- [WHAT YOU WILL DO]: Images are not part of the copy; transcribe all the data exactly.
###
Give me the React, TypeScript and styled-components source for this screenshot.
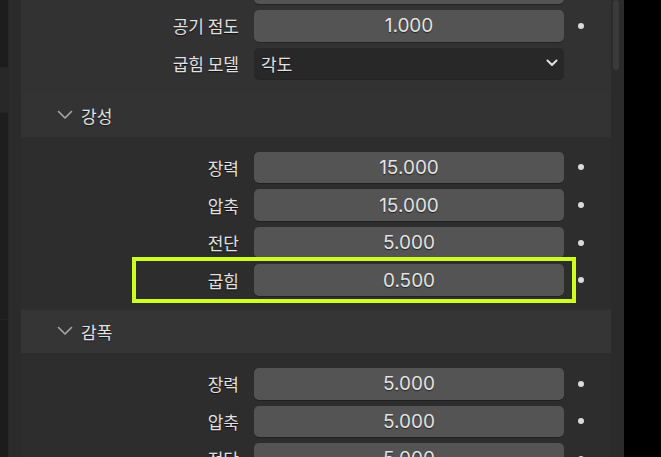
import React from "react";
import styled, { createGlobalStyle } from "styled-components";

const GlobalStyle = createGlobalStyle`
  html, body { margin: 0; padding: 0; background: #000; }
  body { font-family: Inter, "Noto Sans CJK KR", "Noto Sans", sans-serif; }
  * { box-sizing: border-box; }
`;

const Screen = styled.div`
  width: 661px;
  height: 457px;
  display: flex;
  overflow: hidden;
  background: #000;
`;

const SideStrip = styled.div`
  width: 9px;
  display: flex;
  flex-direction: column;
  border-right: 1px solid #262626;
`;

const StripSeg = styled.div<{ $h: number; $tone: string }>`
  height: ${(p) => p.$h}px;
  flex-shrink: 0;
  background: ${(p) => p.$tone};
  border-bottom: 1px solid #242424;
`;

const StripFill = styled.div`
  flex: 1;
  background: #1c1c1c;
`;

const Editor = styled.div`
  width: 615px;
  display: flex;
  align-items: flex-start;
  background: #2b2b2b;
  padding-left: 12px;
`;

const Content = styled.div`
  width: 590px;
  display: flex;
  flex-direction: column;
  & > * {
    flex-shrink: 0;
  }
`;

const ParentBody = styled.div`
  background: #323232;
  padding-bottom: 14.8px;
`;

const Rows = styled.div<{ $shift?: number }>`
  display: flex;
  flex-direction: column;
  gap: 6px;
  margin-top: ${(p) => p.$shift ?? 0}px;
  & > * {
    flex-shrink: 0;
  }
`;

const SubHeader = styled.div<{ $tone: string }>`
  height: 43px;
  display: flex;
  align-items: center;
  gap: 8px;
  padding-left: 36px;
  background: ${(p) => p.$tone};
  font-family: "Noto Sans CJK KR", sans-serif;
  font-size: 17px;
  color: #e2e2e2;
  text-shadow: 0 1px 1px rgba(0, 0, 0, 0.6);
`;

const SubBody = styled.div<{ $top: number; $bottom: number }>`
  background: #2d2d2d;
  padding: ${(p) => p.$top}px 0 ${(p) => p.$bottom}px;
`;

const Row = styled.div`
  position: relative;
  height: 31.6px;
  display: grid;
  grid-template-columns: 233px 310px 1fr;
  align-items: center;
`;

const Label = styled.div`
  padding-right: 15px;
  text-align: right;
  font-family: "Noto Sans CJK KR", sans-serif;
  font-size: 17px;
  color: #e2e2e2;
  white-space: nowrap;
  text-shadow: 0 1px 1px rgba(0, 0, 0, 0.7);
`;

const Field = styled.div<{ $variant?: "number" | "menu" }>`
  height: 100%;
  border-radius: 5px;
  display: flex;
  align-items: center;
  justify-content: ${(p) => (p.$variant === "menu" ? "space-between" : "center")};
  padding: ${(p) => (p.$variant === "menu" ? "0 6px 0 7px" : "0")};
  background: ${(p) => (p.$variant === "menu" ? "#282828" : "#545454")};
  box-shadow: 0 1px 0 rgba(0, 0, 0, 0.28);
  font-family: ${(p) =>
    p.$variant === "menu" ? `"Noto Sans CJK KR", sans-serif` : `Inter, "Noto Sans", sans-serif`};
  font-size: ${(p) => (p.$variant === "menu" ? "17px" : "19px")};
  color: #e3e3e3;
  text-shadow: 0 1px 1px rgba(0, 0, 0, 0.6);
`;

const Dot = styled.span`
  margin-left: 14px;
  width: 6px;
  height: 6px;
  border-radius: 50%;
  background: #dadada;
`;

const Highlight = styled.div`
  position: absolute;
  top: -7.5px;
  bottom: -7px;
  left: 111px;
  right: 35px;
  border: 4px solid #ccff1f;
  pointer-events: none;
`;

const ScrollTrack = styled.div`
  width: 12px;
  padding: 0 4px 0 2px;
`;

const ScrollThumb = styled.div`
  height: 70px;
  border-radius: 3px;
  background: #3a3a3a;
`;

const Outside = styled.div`
  flex: 1;
  background: #000;
`;

const Chevron = () => (
  <svg width="16" height="10" viewBox="0 0 16 10" fill="none">
    <path d="M1.5 1.5 L8 8 L14.5 1.5" stroke="#a8a8a8" strokeWidth="1.6" strokeLinecap="round" strokeLinejoin="round" />
  </svg>
);

const MenuArrow = () => (
  <svg width="12" height="8" viewBox="0 0 12 8" fill="none">
    <path d="M1.5 1.5 L6 6 L10.5 1.5" stroke="#e0e0e0" strokeWidth="2" strokeLinecap="round" strokeLinejoin="round" />
  </svg>
);

type Prop = { label: string; value: string; dot?: boolean; menu?: boolean; highlight?: boolean };

const PropRow = ({ label, value, dot = true, menu, highlight }: Prop) => (
  <Row>
    <Label>{label}</Label>
    <Field $variant={menu ? "menu" : "number"}>
      <span>{value}</span>
      {menu && <MenuArrow />}
    </Field>
    {dot ? <Dot /> : <span />}
    {highlight && <Highlight />}
  </Row>
);

const stiffness: Prop[] = [
  { label: "장력", value: "15.000" },
  { label: "압축", value: "15.000" },
  { label: "전단", value: "5.000" },
  { label: "굽힘", value: "0.500", highlight: true },
];

const damping: Prop[] = [
  { label: "장력", value: "5.000" },
  { label: "압축", value: "5.000" },
  { label: "전단", value: "5.000" },
];

export default function App() {
  return (
    <>
      <GlobalStyle />
      <Screen>
        <SideStrip>
          <StripSeg $h={68} $tone="#1d1d1d" />
          <StripSeg $h={45} $tone="#282828" />
          <StripSeg $h={207} $tone="#1e1e1e" />
          <StripFill />
        </SideStrip>
        <Editor>
          <Content>
            <ParentBody>
              <Rows $shift={-27.6}>
                <PropRow label="" value="" dot={false} />
                <PropRow label="공기 점도" value="1.000" />
                <PropRow label="굽힘 모델" value="각도" menu dot={false} />
              </Rows>
            </ParentBody>
            <SubHeader $tone="#333333">
              <Chevron />
              <span>강성</span>
            </SubHeader>
            <SubBody $top={14.7} $bottom={13.9}>
              <Rows>
                {stiffness.map((p) => (
                  <PropRow key={p.label} {...p} />
                ))}
              </Rows>
            </SubBody>
            <SubHeader $tone="#353535">
              <Chevron />
              <span>감폭</span>
            </SubHeader>
            <SubBody $top={15} $bottom={14}>
              <Rows>
                {damping.map((p) => (
                  <PropRow key={p.label} {...p} />
                ))}
              </Rows>
            </SubBody>
          </Content>
          <ScrollTrack>
            <ScrollThumb />
          </ScrollTrack>
        </Editor>
        <Outside />
      </Screen>
    </>
  );
}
###
- [TASK RESPONSE]:
Give me the React, TypeScript and styled-components source for this screenshot.
import React from "react";
import styled, { createGlobalStyle } from "styled-components";

const GlobalStyle = createGlobalStyle`
  html, body { margin: 0; padding: 0; background: #000; }
  body { font-family: Inter, "Noto Sans CJK KR", "Noto Sans", sans-serif; }
  * { box-sizing: border-box; }
`;

const Screen = styled.div`
  width: 661px;
  height: 457px;
  display: flex;
  overflow: hidden;
  background: #000;
`;

const SideStrip = styled.div`
  width: 9px;
  display: flex;
  flex-direction: column;
  border-right: 1px solid #262626;
`;

const StripSeg = styled.div<{ $h: number; $tone: string }>`
  height: ${(p) => p.$h}px;
  flex-shrink: 0;
  background: ${(p) => p.$tone};
  border-bottom: 1px solid #242424;
`;

const StripFill = styled.div`
  flex: 1;
  background: #1c1c1c;
`;

const Editor = styled.div`
  width: 615px;
  display: flex;
  align-items: flex-start;
  background: #2b2b2b;
  padding-left: 12px;
`;

const Content = styled.div`
  width: 590px;
  display: flex;
  flex-direction: column;
  & > * {
    flex-shrink: 0;
  }
`;

const ParentBody = styled.div`
  background: #323232;
  padding-bottom: 14.8px;
`;

const Rows = styled.div<{ $shift?: number }>`
  display: flex;
  flex-direction: column;
  gap: 6px;
  margin-top: ${(p) => p.$shift ?? 0}px;
  & > * {
    flex-shrink: 0;
  }
`;

const SubHeader = styled.div<{ $tone: string }>`
  height: 43px;
  display: flex;
  align-items: center;
  gap: 8px;
  padding-left: 36px;
  background: ${(p) => p.$tone};
  font-family: "Noto Sans CJK KR", sans-serif;
  font-size: 17px;
  color: #e2e2e2;
  text-shadow: 0 1px 1px rgba(0, 0, 0, 0.6);
`;

const SubBody = styled.div<{ $top: number; $bottom: number }>`
  background: #2d2d2d;
  padding: ${(p) => p.$top}px 0 ${(p) => p.$bottom}px;
`;

const Row = styled.div`
  position: relative;
  height: 31.6px;
  display: grid;
  grid-template-columns: 233px 310px 1fr;
  align-items: center;
`;

const Label = styled.div`
  padding-right: 15px;
  text-align: right;
  font-family: "Noto Sans CJK KR", sans-serif;
  font-size: 17px;
  color: #e2e2e2;
  white-space: nowrap;
  text-shadow: 0 1px 1px rgba(0, 0, 0, 0.7);
`;

const Field = styled.div<{ $variant?: "number" | "menu" }>`
  height: 100%;
  border-radius: 5px;
  display: flex;
  align-items: center;
  justify-content: ${(p) => (p.$variant === "menu" ? "space-between" : "center")};
  padding: ${(p) => (p.$variant === "menu" ? "0 6px 0 7px" : "0")};
  background: ${(p) => (p.$variant === "menu" ? "#282828" : "#545454")};
  box-shadow: 0 1px 0 rgba(0, 0, 0, 0.28);
  font-family: ${(p) =>
    p.$variant === "menu" ? `"Noto Sans CJK KR", sans-serif` : `Inter, "Noto Sans", sans-serif`};
  font-size: ${(p) => (p.$variant === "menu" ? "17px" : "19px")};
  color: #e3e3e3;
  text-shadow: 0 1px 1px rgba(0, 0, 0, 0.6);
`;

const Dot = styled.span`
  margin-left: 14px;
  width: 6px;
  height: 6px;
  border-radius: 50%;
  background: #dadada;
`;

const Highlight = styled.div`
  position: absolute;
  top: -7.5px;
  bottom: -7px;
  left: 111px;
  right: 35px;
  border: 4px solid #ccff1f;
  pointer-events: none;
`;

const ScrollTrack = styled.div`
  width: 12px;
  padding: 0 4px 0 2px;
`;

const ScrollThumb = styled.div`
  height: 70px;
  border-radius: 3px;
  background: #3a3a3a;
`;

const Outside = styled.div`
  flex: 1;
  background: #000;
`;

const Chevron = () => (
  <svg width="16" height="10" viewBox="0 0 16 10" fill="none">
    <path d="M1.5 1.5 L8 8 L14.5 1.5" stroke="#a8a8a8" strokeWidth="1.6" strokeLinecap="round" strokeLinejoin="round" />
  </svg>
);

const MenuArrow = () => (
  <svg width="12" height="8" viewBox="0 0 12 8" fill="none">
    <path d="M1.5 1.5 L6 6 L10.5 1.5" stroke="#e0e0e0" strokeWidth="2" strokeLinecap="round" strokeLinejoin="round" />
  </svg>
);

type Prop = { label: string; value: string; dot?: boolean; menu?: boolean; highlight?: boolean };

const PropRow = ({ label, value, dot = true, menu, highlight }: Prop) => (
  <Row>
    <Label>{label}</Label>
    <Field $variant={menu ? "menu" : "number"}>
      <span>{value}</span>
      {menu && <MenuArrow />}
    </Field>
    {dot ? <Dot /> : <span />}
    {highlight && <Highlight />}
  </Row>
);

const stiffness: Prop[] = [
  { label: "장력", value: "15.000" },
  { label: "압축", value: "15.000" },
  { label: "전단", value: "5.000" },
  { label: "굽힘", value: "0.500", highlight: true },
];

const damping: Prop[] = [
  { label: "장력", value: "5.000" },
  { label: "압축", value: "5.000" },
  { label: "전단", value: "5.000" },
];

export default function App() {
  return (
    <>
      <GlobalStyle />
      <Screen>
        <SideStrip>
          <StripSeg $h={68} $tone="#1d1d1d" />
          <StripSeg $h={45} $tone="#282828" />
          <StripSeg $h={207} $tone="#1e1e1e" />
          <StripFill />
        </SideStrip>
        <Editor>
          <Content>
            <ParentBody>
              <Rows $shift={-27.6}>
                <PropRow label="" value="" dot={false} />
                <PropRow label="공기 점도" value="1.000" />
                <PropRow label="굽힘 모델" value="각도" menu dot={false} />
              </Rows>
            </ParentBody>
            <SubHeader $tone="#333333">
              <Chevron />
              <span>강성</span>
            </SubHeader>
            <SubBody $top={14.7} $bottom={13.9}>
              <Rows>
                {stiffness.map((p) => (
                  <PropRow key={p.label} {...p} />
                ))}
              </Rows>
            </SubBody>
            <SubHeader $tone="#353535">
              <Chevron />
              <span>감폭</span>
            </SubHeader>
            <SubBody $top={15} $bottom={14}>
              <Rows>
                {damping.map((p) => (
                  <PropRow key={p.label} {...p} />
                ))}
              </Rows>
            </SubBody>
          </Content>
          <ScrollTrack>
            <ScrollThumb />
          </ScrollTrack>
        </Editor>
        <Outside />
      </Screen>
    </>
  );
}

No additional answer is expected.